Hay We have a natural-gas plant at out Turkey Point site that is under construction. I'd have to say that is still something that we favor because it is something that we know. But what I'm trying to do is improve our fuel diversity in our mix. Even though there is some uncertainty associated with coal, we have filed with the public service commission plans to build some clean coal plants going forward. I think the key is to keep a balanced portfolio so if any one fuel becomes disfavored for one reason or another, you have other fuels to offset that.

Fortnightly Are you hopeful that LNG will lower natural gas prices through more supply? When do you hope to have your LNG project online?

Hay Yes I do. I am very hopeful about LNG. We have an LNG project that we are working on with several partners that would definitely involve a re-gasifier in the Bahamas and then a pipeline underwater that would connect with the existing natural gas pipeline infrastructure in South Florida. But we have had one regulatory hoop after another to jump through, and the projects turned out to be much more difficult than I think anyone envisioned.

To the extent that we can bring liquefied natural gas into Florida, that would improve the reliability of gas supply into Florida [and] help the supply-demand balance. ... Since we don't have all our permits at this point, there is no timeline.
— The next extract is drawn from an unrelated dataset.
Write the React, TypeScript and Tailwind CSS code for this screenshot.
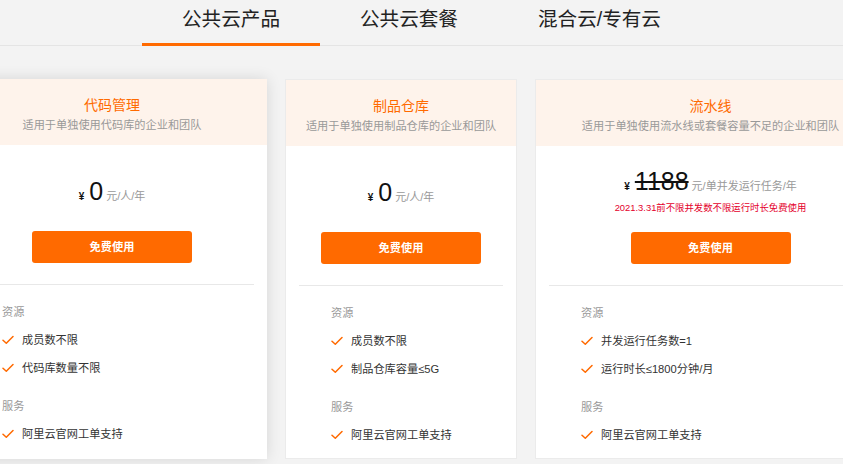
import React from "react";

type Plan = {
  title: string;
  desc: string;
  price: string;
  unit: string;
  strike?: boolean;
  promo?: string;
  width: string;
  hover?: boolean;
  resources: string[];
  services: string[];
};

const plans: Plan[] = [
  {
    title: "代码管理",
    desc: "适用于单独使用代码库的企业和团队",
    price: "0",
    unit: "元/人/年",
    width: "w-[310px]",
    hover: true,
    resources: ["成员数不限", "代码库数量不限"],
    services: ["阿里云官网工单支持"],
  },
  {
    title: "制品仓库",
    desc: "适用于单独使用制品仓库的企业和团队",
    price: "0",
    unit: "元/人/年",
    width: "w-[232px]",
    resources: ["成员数不限", "制品仓库容量≤5G"],
    services: ["阿里云官网工单支持"],
  },
  {
    title: "流水线",
    desc: "适用于单独使用流水线或套餐容量不足的企业和团队",
    price: "1188",
    unit: "元/单并发运行任务/年",
    strike: true,
    promo: "2021.3.31前不限并发数不限运行时长免费使用",
    width: "w-[351px]",
    resources: ["并发运行任务数=1", "运行时长≤1800分钟/月"],
    services: ["阿里云官网工单支持"],
  },
];

const Check = () => (
  <svg width="12" height="10" viewBox="0 0 12 10" fill="none" className="shrink-0">
    <path d="M1 5.2 L4.3 8.3 L11 1.5" stroke="#ff6a00" strokeWidth={1.5} strokeLinecap="round" strokeLinejoin="round" />
  </svg>
);

const Item = ({ text }: { text: string }) => (
  <div className="flex h-[28px] items-center gap-[8px] text-[11.2px] text-[#333]">
    <Check />
    <span>{text}</span>
  </div>
);

const Card = ({ plan }: { plan: Plan }) => (
  <div
    className={`${plan.width} shrink-0 bg-white ${
      plan.hover ? "shadow-[0_0_14px_rgba(0,0,0,0.12)]" : "border border-[#ebebeb]"
    }`}
  >
    <div className="flex h-[66px] flex-col items-center justify-center bg-[#fef3eb] pt-[6px]">
      <div className="text-[14px] leading-[20px] text-[#ff6a00]">{plan.title}</div>
      <div className="text-[11.2px] leading-[20px] text-[#999]">{plan.desc}</div>
    </div>
    <div className="flex h-[86px] flex-col items-center justify-center pt-[6px]">
      <div className="flex h-[30px] items-baseline">
        <span className="mr-[5px] text-[10px] font-bold text-[#111]">¥</span>
        <span
          className={`text-[25px] leading-[30px] text-[#111] ${
            plan.strike ? "line-through decoration-[1.5px]" : ""
          }`}
        >
          {plan.price}
        </span>
        <span className="ml-[3px] text-[11px] text-[#999]">{plan.unit}</span>
      </div>
      {plan.promo && (
        <div className="mt-[2px] text-[9.4px] leading-[20px] text-[#e4002b]">{plan.promo}</div>
      )}
    </div>
    <button className="mx-auto flex h-[32px] w-[160px] items-center justify-center rounded-[3px] bg-[#ff6a00] text-[11.2px] font-bold text-white">
      免费使用
    </button>
    <div className="mx-[13px] mt-[21px] h-px bg-[#e8e8e8]" />
    <div className="pb-[9px] pl-[45px] pt-[13px]">
      <div className="flex h-[28px] items-center text-[11.2px] text-[#999]">资源</div>
      {plan.resources.map((r) => (
        <Item key={r} text={r} />
      ))}
      <div className="mt-[10px] flex h-[28px] items-center text-[11.2px] text-[#999]">服务</div>
      {plan.services.map((r) => (
        <Item key={r} text={r} />
      ))}
    </div>
  </div>
);

export default function App() {
  const tabs = ["公共云产品", "公共云套餐", "混合云/专有云"];
  return (
    <div className="h-[464px] w-full overflow-hidden bg-[#f3f3f3] font-['Liberation_Sans','Noto_Sans_CJK_SC',sans-serif]">
      <div className="flex h-[46px] justify-center border-b border-[#e4e4e4]">
        {tabs.map((t, i) => (
          <div
            key={t}
            className={`-mb-px flex items-center px-[40px] pb-[3px] text-[19.6px] text-[#222] ${
              i === 0 ? "border-b-[3px] border-[#ff6a00]" : "border-b-[3px] border-transparent"
            }`}
          >
            {t}
          </div>
        ))}
      </div>
      <div className="mt-[33px] flex justify-center gap-[18px]">
        {plans.map((p) => (
          <Card key={p.title} plan={p} />
        ))}
      </div>
    </div>
  );
}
But we are shooting for the 2009, 2010 timeframe.

Fortnightly Private equity groups have in the last few years purchased an unprecedented number of generation power plants (see "Business & Money"). How do you view this new subset or this new constituency in the energy industry?
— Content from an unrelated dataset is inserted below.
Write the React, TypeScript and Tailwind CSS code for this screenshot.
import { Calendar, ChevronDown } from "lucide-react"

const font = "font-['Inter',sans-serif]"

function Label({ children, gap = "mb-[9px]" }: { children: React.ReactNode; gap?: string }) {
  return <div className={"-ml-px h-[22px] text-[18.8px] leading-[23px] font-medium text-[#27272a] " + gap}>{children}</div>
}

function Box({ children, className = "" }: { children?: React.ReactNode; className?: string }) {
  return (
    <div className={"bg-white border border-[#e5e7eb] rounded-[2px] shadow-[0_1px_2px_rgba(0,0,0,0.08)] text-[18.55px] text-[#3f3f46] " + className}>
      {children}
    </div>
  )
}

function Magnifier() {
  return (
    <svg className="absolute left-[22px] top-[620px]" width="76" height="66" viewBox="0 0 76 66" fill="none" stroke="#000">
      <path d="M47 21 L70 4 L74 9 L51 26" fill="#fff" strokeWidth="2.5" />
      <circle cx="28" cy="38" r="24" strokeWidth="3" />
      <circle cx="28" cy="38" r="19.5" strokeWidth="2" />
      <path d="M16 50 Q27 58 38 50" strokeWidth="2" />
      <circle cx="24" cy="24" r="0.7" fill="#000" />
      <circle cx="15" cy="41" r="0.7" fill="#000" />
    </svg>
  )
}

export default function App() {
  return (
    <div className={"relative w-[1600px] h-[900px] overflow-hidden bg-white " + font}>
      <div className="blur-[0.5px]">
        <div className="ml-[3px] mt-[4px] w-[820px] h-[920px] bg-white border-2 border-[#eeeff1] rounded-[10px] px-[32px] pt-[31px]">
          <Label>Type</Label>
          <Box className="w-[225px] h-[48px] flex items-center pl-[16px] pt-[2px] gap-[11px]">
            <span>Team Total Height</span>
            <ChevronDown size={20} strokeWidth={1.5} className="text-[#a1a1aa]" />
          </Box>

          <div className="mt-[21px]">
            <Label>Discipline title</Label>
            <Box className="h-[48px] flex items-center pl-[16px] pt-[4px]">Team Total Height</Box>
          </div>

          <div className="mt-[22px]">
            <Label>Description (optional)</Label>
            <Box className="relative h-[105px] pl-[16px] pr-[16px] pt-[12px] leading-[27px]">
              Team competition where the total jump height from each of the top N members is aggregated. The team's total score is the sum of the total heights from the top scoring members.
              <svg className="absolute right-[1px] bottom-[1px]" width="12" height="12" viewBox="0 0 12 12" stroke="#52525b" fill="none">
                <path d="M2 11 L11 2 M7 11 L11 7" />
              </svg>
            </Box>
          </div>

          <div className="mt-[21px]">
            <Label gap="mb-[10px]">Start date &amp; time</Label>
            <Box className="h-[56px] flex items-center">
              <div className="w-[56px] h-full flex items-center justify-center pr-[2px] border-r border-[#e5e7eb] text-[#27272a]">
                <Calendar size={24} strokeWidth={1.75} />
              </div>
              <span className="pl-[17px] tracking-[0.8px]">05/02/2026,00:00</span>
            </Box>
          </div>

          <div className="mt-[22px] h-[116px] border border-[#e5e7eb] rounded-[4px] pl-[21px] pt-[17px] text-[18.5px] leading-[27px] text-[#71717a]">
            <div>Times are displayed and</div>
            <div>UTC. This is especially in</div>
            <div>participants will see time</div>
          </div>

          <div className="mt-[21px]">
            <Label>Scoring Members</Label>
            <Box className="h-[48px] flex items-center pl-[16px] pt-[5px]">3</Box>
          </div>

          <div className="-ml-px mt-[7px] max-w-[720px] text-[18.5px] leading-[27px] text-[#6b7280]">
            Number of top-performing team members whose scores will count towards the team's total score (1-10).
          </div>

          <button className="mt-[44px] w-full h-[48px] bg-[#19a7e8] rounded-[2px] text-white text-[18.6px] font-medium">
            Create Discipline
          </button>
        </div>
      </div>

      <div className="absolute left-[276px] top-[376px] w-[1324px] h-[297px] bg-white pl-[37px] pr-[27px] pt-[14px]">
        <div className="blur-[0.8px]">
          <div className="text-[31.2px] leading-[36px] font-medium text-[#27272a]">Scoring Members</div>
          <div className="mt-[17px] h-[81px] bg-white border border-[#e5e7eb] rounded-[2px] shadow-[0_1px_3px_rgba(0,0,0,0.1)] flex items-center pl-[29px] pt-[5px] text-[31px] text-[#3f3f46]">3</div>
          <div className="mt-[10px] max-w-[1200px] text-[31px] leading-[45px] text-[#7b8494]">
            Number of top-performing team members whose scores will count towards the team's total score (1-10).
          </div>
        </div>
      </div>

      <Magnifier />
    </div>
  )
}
Hay I have mixed views about it. Given some of the prices that have been paid, they must have a lower cost of capital than companies such as ours. But I don't know that for a fact. Obviously, it creates more competition for assets, and since part of our strategy is to grow our portfolio through asset acquisition, at the end of the day it creates more competition. I guess I would prefer, all things being equal, not to have that extra competition, but that's the nature of the business we're in. If it weren't private equity it would be somebody else bidding on the plants.